Foreigners will have problem, as you cannot free lance while on a SVP, so your only way is to go the way of Universal Studios or Marina Bay Sands and the like ..


----------



## Whereismomo (Jan 11, 2013)

Thanks for the reply.

If im to get a job in Singapore will my spouse then be allowed to work or do they come over with me on a seperate type of Visa such as the SVP as you have mentioned?

I guess its not really about freelancing but more in relation to greater possibilities. Meaning are there internationaly reconised dance schools in Singapore that could lead to doing gigs for artists and so forth?
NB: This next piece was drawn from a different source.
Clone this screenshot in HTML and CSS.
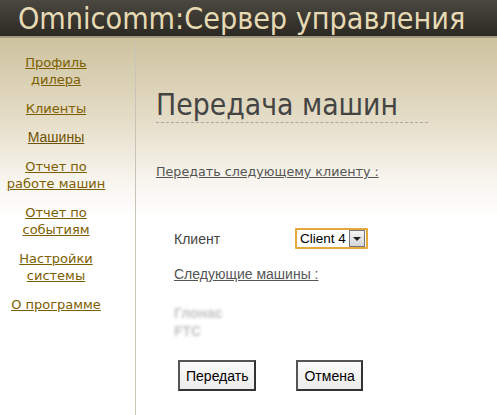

Also she is a professional singer and spends her weekends gigging at different venues with her band here in Australia. If we were to move i think she would want to also try and continue to sing and perform as well. Being that Singapore has alot of upper scale resteraunts im thinking this shouldnt be to hard for her to do??


----------



## simonsays (Feb 11, 2009)

One at a time .. 



Whereismomo said:


> Thanks for the reply.
> 
> If im to get a job in Singapore will my spouse then be allowed to work or do they come over with me on a seperate type of Visa such as the SVP as you have mentioned?


Your partner, if not married, need to go the way of MOM"s recommendation of proof of living together, to get him / her on a dependant pass, if your pass / pay qualifies for such pass. BTW, SVP - Social Visit Pass -> short term pass

if you don't qualify, then your partner has to come on his/her own merit - i.e. secure a job .. generally dancers pay is not high enough to qualify for a dependant pass .. 



Whereismomo said:


> I guess its not really about freelancing but more in relation to greater possibilities. Meaning are there internationaly reconised dance schools in Singapore that could lead to doing gigs for artists and so forth?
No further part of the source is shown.